IMAGINEZ un jeune homme sympathique et plutôt heureux de vivre qui s'endort n'importe où, n'importe quand, aux crises de sommeil aussi brutales qu'inattendues. C'est le cas de Gustave Klopp (Gus pour ses amis), narcoleptique qui accumule les problèmes sur le plan social, conjugal et professionnel. Si elles constituent un grave handicap, ces crises s'accompagnent de rêves extraordinaires dans lesquels il vit des aventures inoubliables. A peine endormi, il devient un superhéros invincible et vengeur.
Gus est marié à une femme qui est exaspérée par ces crises de narcolepsie qui l'empêchent de garder un travail, ses employeurs n'appréciant guère ses brusques accès de sommeil. Elle l'encourage à faire une thérapie de groupe. Le psychiatre qui le traite découvre alors que Gus a transformé ses rêves en incroyables bandes dessinées. Il décide de s'approprier l'œuvre de ce génie méconnu, et, pour y parvenir, il doit se débarrasser de Gustave Klopp.
Bien que traité sous forme de comédie, « Narco », le film de Tristan Aurouet et Gilles Lellouche, illustre bien les difficultés que rencontre un narcoleptique. Certes, les accès de sommeil brutaux le mettent dans des situations cocasses, mais on sent l'incompréhension à laquelle il est en butte, même si son entourage fait plutôt preuve (au moins au début) de tolérance et d'un certain fatalisme. Le film est servi par de très bons acteurs, dont Guillaume Canet, qui incarne Gus, Benoît Pelvoorde, qui campe un extraordinaire karateka complètement décalé, et Zabou Breitman, dans le rôle de l'épouse futile et écervelée que l'anxiété devant les difficultés du ménage rend méchante.
Victime de sa maladie.
Au fil de l'action, Gus devient une victime de sa maladie, il perd ses emplois successifs, sa femme le trompe avec son meilleur ami, des voyous veulent le supprimer pour s'approprier son œuvre... Pourtant, tout n'est pas noir puisque sa créativité extraordinaire se nourrit de sa pathologie. Le film insiste beaucoup sur l'aspect onirique de la narcolepsie. Gus fait des rêves violents à la limite du cauchemar et a des hallucinations qui alimentent ses dessins. Ces rêves donnent d'ailleurs prétexte à de nombreux effets spéciaux.
On a peur, on est ému, on rit. Le film est assez réussi. Malgré la gravité du sujet, il informe avec légèreté, mais précision, sur la maladie. On peut regretter seulement qu'il n'y ait aucune référence à un traitement, hormis la thérapie de groupe.

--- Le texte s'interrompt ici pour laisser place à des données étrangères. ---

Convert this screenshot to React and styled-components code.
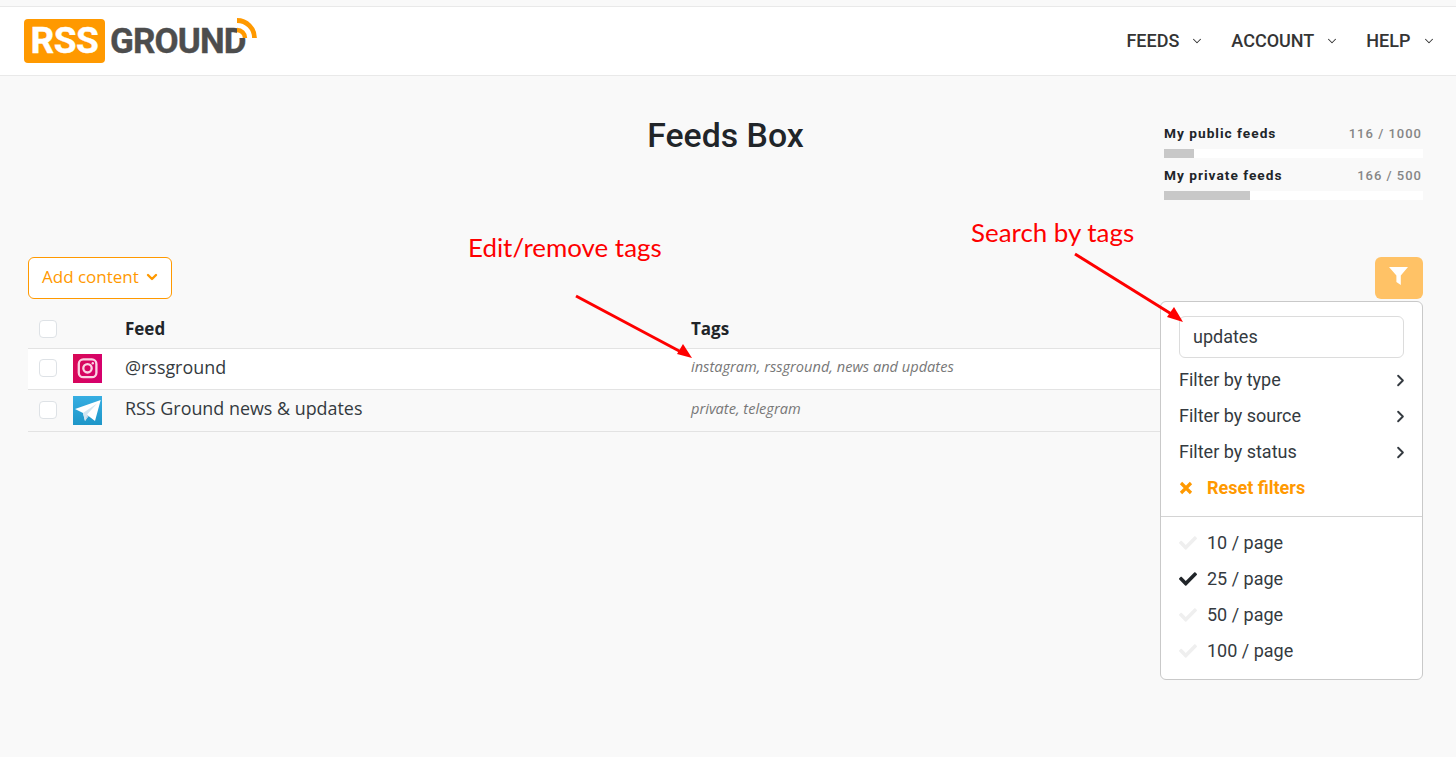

Pour apporter de la crédibilité à son personnage, Guillaume Canet a suivi les conseils d'un patient narcoleptique, Gérard Favier, vice-président de l'Association narcolepsie-cataplexie (ANC) et conseiller technique du film. Cette collaboration lui a permis de construire un personnage de narcoleptique sans tourner la maladie en dérision, en montrant combien elle est invalidante pour ceux qui en souffrent et aussi pour leur entourage.
« Narco » a été projeté en avant-première aux spécialistes lors du congrès de la Société française de recherche sur le sommeil (Sfrs) et a donné lieu à un débat avec des associations de patients narcoleptiques.
Pour ces malades, le personnage de Gus est crédible, même s'il est choquant pour certains d'y voir un personnage de comédie. Dans l'ensemble, l'accueil a été favorable et les associations de patients souhaiteraient que le film soit l'occasion de faire connaître la maladie au public et à tous les professionnels concernés, notamment ceux de l'Education nationale ; car cette affection est mal connue et souvent diagnostiquée après plusieurs année d'évolution au cours desquelles les patients auraient pu bénéficier d'un traitement.